Wednesday, October 17, 2018

Recipe Notes: Chocolate Chunk Oatmeal Cookies with Pecans and Dried Cherries

17 September 2018

Recipe from The Perfect Cookie, America's Test Kitchen, 2017, p. 33


What additions can you make to an oatmeal cookie? Chocolate chips, for sure. Raisins are common. How about nuts? We've probably all had oatmeal cookies with one or even two of these addends, but never all three. That's what this recipe is all about, loading up a basic oatmeal cookie with lots of flavorful ingredients. Will it be too little, too much, or just right?


The recipe specified pecans, dried sour cherries, and chopped bittersweet chocolate for the additions.
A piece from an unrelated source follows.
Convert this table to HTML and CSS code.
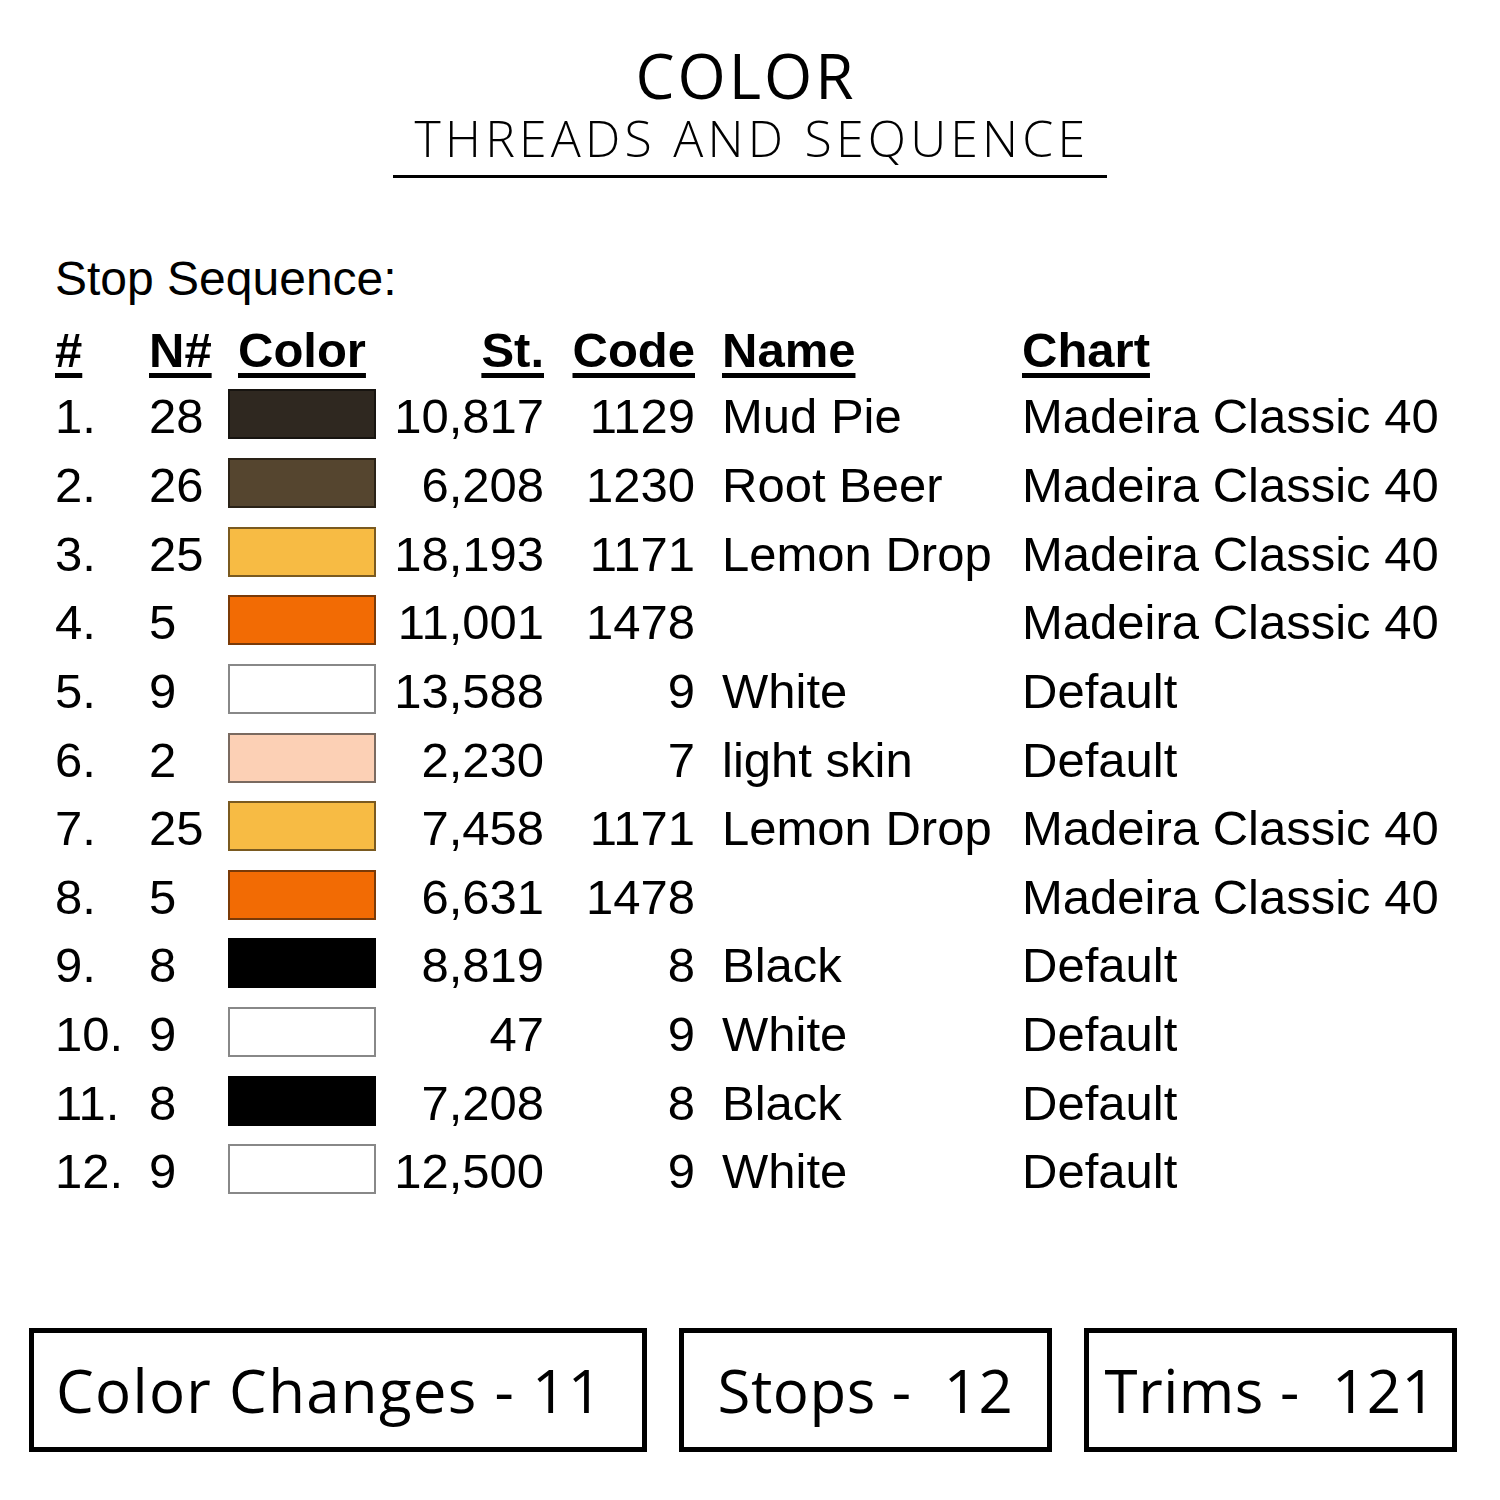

I used walnuts, because I had them on hand and they were mentioned in the recipe as an alternate to pecans. I used dried cherries because that's what I found at the supermarket. The bag didn't say sour, it just said cherries and they weren't very sour; the recipe suggests dried cranberries and these would be worth trying. I used chopped bittersweet chocolate, as specified. The procedure for making the dough was standard: the dry ingredients (flour, baking soda, baking powder, and salt) were whisked together in a bowl. The nuts, dried fruit, and chocolate were roughly chopped and mixed with rolled oats. Softened butter and brown sugar were beaten together in a stand mixer. An egg and vanilla extract were beaten into the sugar mixture. The dry ingredients were stirred in followed by the oat mixture. Using a #24 disher (smaller than what the recipe suggested, #16 or #20 would probably have been better) resulted in 19 cookies which were baked for 18 minutes for the first batch and 16 minutes for the second. Total time to make these cookies was 100 minutes.


I enjoyed these cookies. The mixture of the earthy nuts and oats with the bittersweet chocolate and sour-ish cherries was great. I didn't think there were too many extras added to the cookies, the ratio of cookie to additions was fine. However, the cookies were more crispy than chewy. This was my fault for over-baking them and making them a little too small, faults easily corrected, They taste good and are enjoyable, and with a little more attention to the details of baking should be just right.